Innovation: CO2-based specialty chemicals
The test facility is the first to combine the electrolysis of CO2 with subsequent fermentation. In the first step, the electrolyser splits carbon dioxide (CO2) and water into carbon monoxide (CO), hydrogen (H2) and oxygen (O2) using electricity from renewable sources. The second step takes place in a bioreactor, where special microorganisms convert the synthesis gas consisting of carbon monoxide and hydrogen into butanol and hexanol. These specialty chemicals, which can normally only be manufactured by means of expensive, multistage processes, will later serve as raw materials for the production of specialty plastics, nutritional supplements or synthetic fuels, for example. In a development project launched in May 2020 as part of the German government’s Kopernikus Projects research initiative, Evonik has begun cooperating with Beiersdorf with an eye to using the products in the cosmetics industry, amongst other applications. There is also potential for further products in the future.
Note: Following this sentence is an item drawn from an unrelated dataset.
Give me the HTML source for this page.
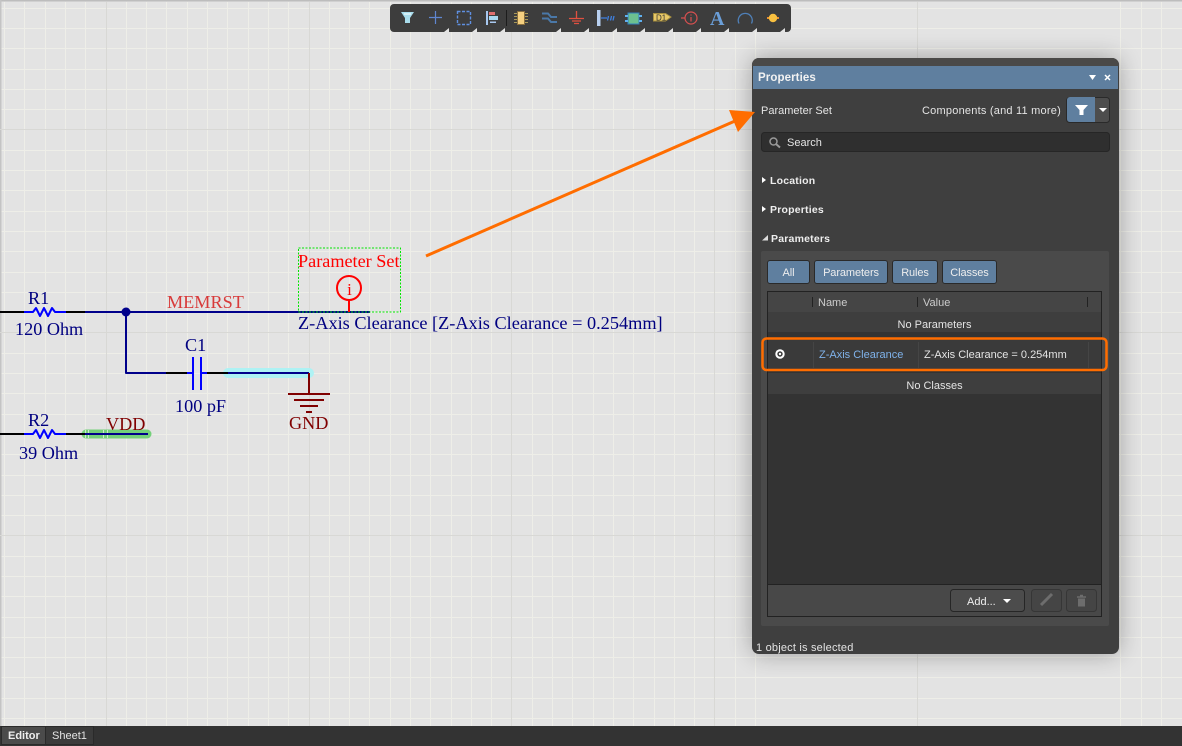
<!DOCTYPE html>
<html><head><meta charset="utf-8"><style>
html,body{margin:0;padding:0;background:#e3e3e3}
#r{position:relative;width:1182px;height:746px;overflow:hidden;background:#e3e3e3}
svg{position:absolute;left:0;top:0}
.p{position:absolute;font-family:"Liberation Sans",sans-serif;font-size:11px;letter-spacing:0;color:#e4e4e4;white-space:nowrap;line-height:14px}
.b{font-size:10.5px;font-weight:bold;letter-spacing:.2px;color:#eee}
.btn{position:absolute;top:260px;height:24px;line-height:24px;background:#5f7f9f;border:1px solid #2a2a2a;border-radius:3px;box-sizing:border-box;text-align:center;font-family:"Liberation Sans",sans-serif;font-size:11px;letter-spacing:-.1px;color:#eee}
</style></head><body><div id="r">
<svg width="1182" height="746" viewBox="0 0 1182 746">
<path fill="none" stroke="#eeeee8" stroke-width="1" d="M4.5 2V726M24.500 2V726M45.500 2V726M65.500 2V726M85.500 2V726M126.500 2V726M146.500 2V726M166.500 2V726M187.500 2V726M207.500 2V726M227.500 2V726M248.500 2V726M268.500 2V726M288.500 2V726M329.500 2V726M349.500 2V726M369.500 2V726M390.500 2V726M410.500 2V726M430.500 2V726M451.500 2V726M471.500 2V726M491.500 2V726M532.500 2V726M552.500 2V726M572.500 2V726M593.500 2V726M613.500 2V726M633.500 2V726M654.500 2V726M674.500 2V726M694.500 2V726M735.500 2V726M755.500 2V726M1120.500 2V726M1141.500 2V726M1161.500 2V726M0 8.500H1182M0 28.500H1182M0 48.500H1182M0 69.500H1182M0 89.500H1182M0 109.500H1182M0 150.500H1182M0 170.500H1182M0 190.500H1182M0 211.500H1182M0 231.500H1182M0 251.500H1182M0 272.500H1182M0 292.500H1182M0 312.500H1182M0 353.500H1182M0 373.500H1182M0 393.500H1182M0 414.500H1182M0 434.500H1182M0 454.500H1182M0 475.500H1182M0 495.500H1182M0 515.500H1182M0 556.500H1182M0 576.500H1182M0 596.500H1182M0 617.500H1182M0 637.500H1182M0 657.500H1182M0 677.500H1182M0 698.500H1182M0 718.500H1182"/>
<rect width="1182" height="1.500" fill="#bdbdbd"/><rect width="1.500" height="726" fill="#c4c4c4"/>
<g fill="#d8d8d5"><rect x="106" y="2" width="1" height="724"/><rect x="309" y="2" width="1" height="724"/><rect x="511" y="2" width="1" height="724"/><rect x="714" y="2" width="1" height="724"/><rect x="917" y="2" width="1" height="724"/><rect y="129" width="1182" height="1"/><rect y="332" width="1182" height="1"/><rect y="535" width="1182" height="1"/></g>

<!-- schematic -->
<g fill="none" stroke-linejoin="round">
<path d="M228 373H309" stroke="#aef2f4" stroke-width="10" stroke-linecap="round"/>
<path d="M86 434H147" stroke="#74d07a" stroke-width="9" stroke-linecap="round"/>
<path d="M85.500 430V438M88.500 430V438M103.500 430V438M107.500 430V438" stroke="#cdeccb" stroke-width="1"/>
<path d="M0 312H24M66 312H85M0 434H24M66 434H148M166 373H187M207 373H228" stroke="#000" stroke-width="2"/>
<path d="M85 312H370M126 312V373H166M228 373H309M85 434H148" stroke="#00008b" stroke-width="2"/>
<path d="M24 312H33L36 308L40 316L44 308L48 316L52 308L55 312H66M24 434H33L36 430L40 438L44 430L48 438L52 430L55 434H66M187 373H193M201 373H207M193 357V390M201 357V390" stroke="#0000ff" stroke-width="2"/>
<path d="M309 373V394M288 394H330M294 400H324M300 406H318M306 412H312" stroke="#800000" stroke-width="2"/>
<circle cx="126" cy="312" r="4.500" fill="#00008b"/>
<rect x="298.500" y="248" width="102" height="64" stroke="#00e600" stroke-width="1" stroke-dasharray="2 1.500"/>
<circle cx="349" cy="288" r="12" stroke="#ff0000" stroke-width="2"/>
<path d="M349 300V312" stroke="#ff0000" stroke-width="2"/>
</g>
<g font-family="'Liberation Serif',serif" font-size="18.200px">
<text x="28" y="304" fill="#000080">R1</text>
<text x="15" y="335" fill="#000080">120 Ohm</text>
<text x="167" y="308" fill="#d83a3a">MEMRST</text>
<text x="185" y="351" fill="#000080">C1</text>
<text x="175" y="412" fill="#000080">100 pF</text>
<text x="289" y="429" fill="#800000">GND</text>
<text x="28" y="426" fill="#000080">R2</text>
<text x="19" y="459" fill="#000080">39 Ohm</text>
<text x="106" y="430" fill="#800000">VDD</text>
<text x="298" y="267" fill="#ff0000">Parameter Set</text>
<text x="349.500" y="295" fill="#ff0000" text-anchor="middle" font-size="17px">i</text>
<text x="298" y="329" fill="#000080" font-size="18.300px">Z-Axis Clearance [Z-Axis Clearance = 0.254mm]</text>
</g>

<!-- toolbar -->
<rect x="390" y="4" width="401" height="28" rx="4" fill="#3d3d3d"/>
<path d="M401 12H414L410 18V23H405V18Z" fill="#a9dcec"/><path d="M404 14H411" stroke="#fff"/>
<path d="M435.500 11V24M429 17.500H442" stroke="#5f86d0" stroke-width="1.200" fill="none"/>
<rect x="457.500" y="11.500" width="13" height="13" fill="none" stroke="#5f8fe0" stroke-width="1.400" stroke-dasharray="3 1.500"/>
<rect x="486" y="11" width="2" height="14" fill="#a8c8f0"/><rect x="489" y="12" width="6" height="3" fill="#e07070"/><rect x="489" y="16" width="9" height="4" fill="#a8d8f0"/><rect x="490" y="21.500" width="6" height="1.500" fill="#a8c8f0"/>
<rect x="506" y="10" width="1" height="16" fill="#1c1c1c"/>
<rect x="517.500" y="11.500" width="7" height="13" fill="#f5d080" stroke="#8a7040"/>
<path d="M514 13.500H517M514 16.500H517M514 19.500H517M514 22.500H517M525 13.500H528M525 16.500H528M525 19.500H528M525 22.500H528" stroke="#a89858"/>
<path d="M542 13.500H548L551 17H557M542 18.500H548L551 22H557" stroke="#4a78a8" stroke-width="2" fill="none"/>
<path d="M576.500 11V18.500M569 18.500H584M572 21H581M574 23.500H579" stroke="#e05040" stroke-width="1.300" fill="none"/>
<rect x="597" y="10" width="3.500" height="16" fill="#b8d0f0"/>
<path d="M601 18H607M607.500 20.500L608.500 16M610.500 20.500L611.500 16M613 20.500L614 16" stroke="#3f80e0" stroke-width="1.300" fill="none"/>
<rect x="628" y="13" width="11" height="11" fill="#6cc090" stroke="#3080c0"/>
<path d="M625 16H628M625 21H628M639 16H642M639 21H642" stroke="#5fb0f0" stroke-width="2"/>
<path d="M653.500 13.500H665.500L671 17L665.500 21H653.500Z" fill="#e8c868" stroke="#a89040"/>
<text x="656" y="20.500" font-family="'Liberation Sans',sans-serif" font-size="8px" fill="#333">D1</text>
<circle cx="691" cy="18" r="6" fill="none" stroke="#d85050" stroke-width="1.200"/><path d="M681 18H685M691 14.500V15.500M691 17V21.500" stroke="#d85050" stroke-width="1.200"/>
<text x="710" y="25" font-family="'Liberation Serif',serif" font-weight="bold" font-size="20px" fill="#6a9ed8">A</text>
<path d="M739 23.500A7 7 0 1 1 751.500 23.500" fill="none" stroke="#4f80b8" stroke-width="1.300"/>
<path d="M767 18H779" stroke="#e89030" stroke-width="2"/><circle cx="773" cy="18" r="4.200" fill="#f8c040"/>
<path fill="#e4e4e4" d="M444 32L449 28V32ZM472 32L477 28V32ZM500 32L505 28V32ZM556 32L561 28V32ZM584 32L589 28V32ZM612 32L617 28V32ZM640 32L645 28V32ZM668 32L673 28V32ZM696 32L701 28V32ZM724 32L729 28V32ZM752 32L757 28V32ZM780 32L785 28V32Z"/>

<!-- panel -->
<rect x="752" y="58" width="367" height="596" rx="8" fill="#000" opacity=".3" style="filter:blur(12px)"/>
<rect x="752" y="58" width="367" height="596" rx="7" fill="#3f3f3f"/>
<path d="M752 66a7 7 0 0 1 7-8h353a7 7 0 0 1 7 8z" fill="#4a4948"/>
<rect x="753" y="66" width="365" height="23" fill="#5f7f9f"/>
<path d="M1089 75H1096L1092.500 80Z" fill="#fff"/><path d="M1105 75L1110 80M1110 75L1105 80" stroke="#fff" stroke-width="1.500"/>
<rect x="1066.500" y="97.500" width="43" height="25" rx="3" fill="#4d4d4d" stroke="#2a2a2a"/>
<path d="M1067 100a3 3 0 0 1 3-3h25v25h-25a3 3 0 0 1-3-3z" fill="#5f7f9f"/><path d="M1075 105H1088L1083.500 110V115H1079.500V110Z" fill="#fff"/><path d="M1099 108H1107L1103 112Z" fill="#fff"/>
<rect x="761.500" y="132.500" width="348" height="19" rx="3" fill="#2f2f2f" stroke="#262626"/>
<circle cx="773.500" cy="141.500" r="3.500" fill="none" stroke="#999" stroke-width="1.500"/><path d="M776 144L780 147.500" stroke="#999" stroke-width="2"/>
<path d="M762 177V183L766 180Z M762 206V212L766 209Z" fill="#fff"/><path d="M762 240.500H768V235Z" fill="#ddd"/>
<rect x="761" y="251" width="348" height="375" rx="2" fill="#4a4a4a"/>
<rect x="767.500" y="291.500" width="334" height="325" fill="#333" stroke="#222"/>
<rect x="768" y="292" width="333" height="20" fill="#454545"/>
<rect x="768" y="312" width="333" height="20" fill="#3e3e3e"/>
<rect x="768" y="338" width="333" height="32" fill="#3a3a3a"/>
<rect x="768" y="373" width="333" height="21" fill="#3e3e3e"/>
<rect x="768" y="585" width="333" height="31" fill="#484848"/><path d="M768 584.500H1101" stroke="#222"/>
<path d="M812.500 297V307M917.500 297V307M1087.500 297V307" stroke="#222" stroke-width="1"/>
<path d="M813.500 342V368M918.500 342V368M1088.500 342V368" stroke="#454545"/>
<circle cx="780" cy="354" r="4.700" fill="#fff"/><circle cx="780" cy="354" r="2.700" fill="#3a3a3a"/><circle cx="780" cy="354" r="1.200" fill="#fff"/>
<rect x="762.500" y="338.500" width="344" height="31.500" rx="4" fill="none" stroke="#ff6d00" stroke-width="2.500"/>
<rect x="950.500" y="589.500" width="74" height="22" rx="3" fill="#4c4c4c" stroke="#262626"/>
<path d="M1003 599H1011L1007 603Z" fill="#fff"/>
<rect x="1031.500" y="589.500" width="30" height="22" rx="3" fill="#454545" stroke="#363636"/>
<rect x="1066.500" y="589.500" width="30" height="22" rx="3" fill="#454545" stroke="#363636"/>
<path d="M1041 605L1052 594" stroke="#6d6d6d" stroke-width="3"/>
<path d="M1077 597H1086M1080 595.500H1083" stroke="#6d6d6d" stroke-width="1.500"/><rect x="1078" y="598.500" width="7" height="8" fill="#6d6d6d"/>

<!-- arrow -->
<path d="M426 256L735 121" stroke="#ff6d00" stroke-width="3" fill="none"/>
<path d="M755 112L729 110L738 132Z" fill="#ff6d00"/>

<!-- tabs -->
<rect y="726" width="1182" height="20" fill="#333"/>
<rect x="1.500" y="726.500" width="44" height="18" fill="#4b4b4b" stroke="#2a2a2a"/>
<rect x="45.500" y="726.500" width="48" height="18" fill="#3b3b3b" stroke="#2a2a2a"/>
</svg>

<div class="p b" style="left:758px;top:71px;font-size:11.500px;color:#f2f2f2;letter-spacing:.1px">Properties</div>
<div class="p" style="left:761px;top:104px">Parameter Set</div>
<div class="p" style="right:121px;top:104px;letter-spacing:.22px">Components (and 11 more)</div>
<div class="p" style="left:787px;top:136px">Search</div>
<div class="p b" style="left:770px;top:174px">Location</div>
<div class="p b" style="left:770px;top:203px">Properties</div>
<div class="p b" style="left:771px;top:232px">Parameters</div>
<div class="btn" style="left:767px;width:43px">All</div>
<div class="btn" style="left:814px;width:74px">Parameters</div>
<div class="btn" style="left:892px;width:46px">Rules</div>
<div class="btn" style="left:942px;width:55px">Classes</div>
<div class="p" style="left:818px;top:296px;color:#ccc">Name</div>
<div class="p" style="left:923px;top:296px;color:#ccc">Value</div>
<div class="p" style="left:768px;width:333px;text-align:center;top:318px">No Parameters</div>
<div class="p" style="left:819px;top:348px;color:#7fb2ea">Z-Axis Clearance</div>
<div class="p" style="left:924px;top:348px">Z-Axis Clearance = 0.254mm</div>
<div class="p" style="left:768px;width:333px;text-align:center;top:379px">No Classes</div>
<div class="p" style="left:967px;top:595px;color:#eee">Add...</div>
<div class="p" style="left:756px;top:641px;letter-spacing:.2px">1 object is selected</div>
<div class="p b" style="left:8px;top:729px;font-size:11px;letter-spacing:0">Editor</div>
<div class="p" style="left:52px;top:729px">Sheet1</div>
</div></body></html>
Efficiency: Innovative combined facility
The test facility on the site in Marl is currently under construction, with test operations due to begin in the second half of 2020. Prior to this, in an initial phase of the project, the required CO2 electrolyser and the bioreactor were developed independently of one another by Siemens and Evonik, respectively. Germany’s Federal Ministry of Education and Research (BMBF) is providing grant funding of around 3.5 million euros to support the second phase. The first industrial plant, based on the technology developed, could produce 10,000 tonnes of hexanol and butanol each year, thereby sequestering 25,000 tonnes of CO2. It will be at least five years before such a plant could go into operation.
Impact: Less oil, less CO2
CO2 contained in waste gases is bound as a raw material and not emitted into the atmosphere. At the same time, the approach gives the chemical industry access to an additional source of raw materials as an alternative to fossil-based options. By making use of CO2 and combining power-to-X with microbial processes, the project serves to illustrate a way in which the chemical industry can be made more climate-friendly whilst simultaneously closing the carbon cycle. Thanks to its flexible operation, this technology will also support sector coupling and grid stabilisation.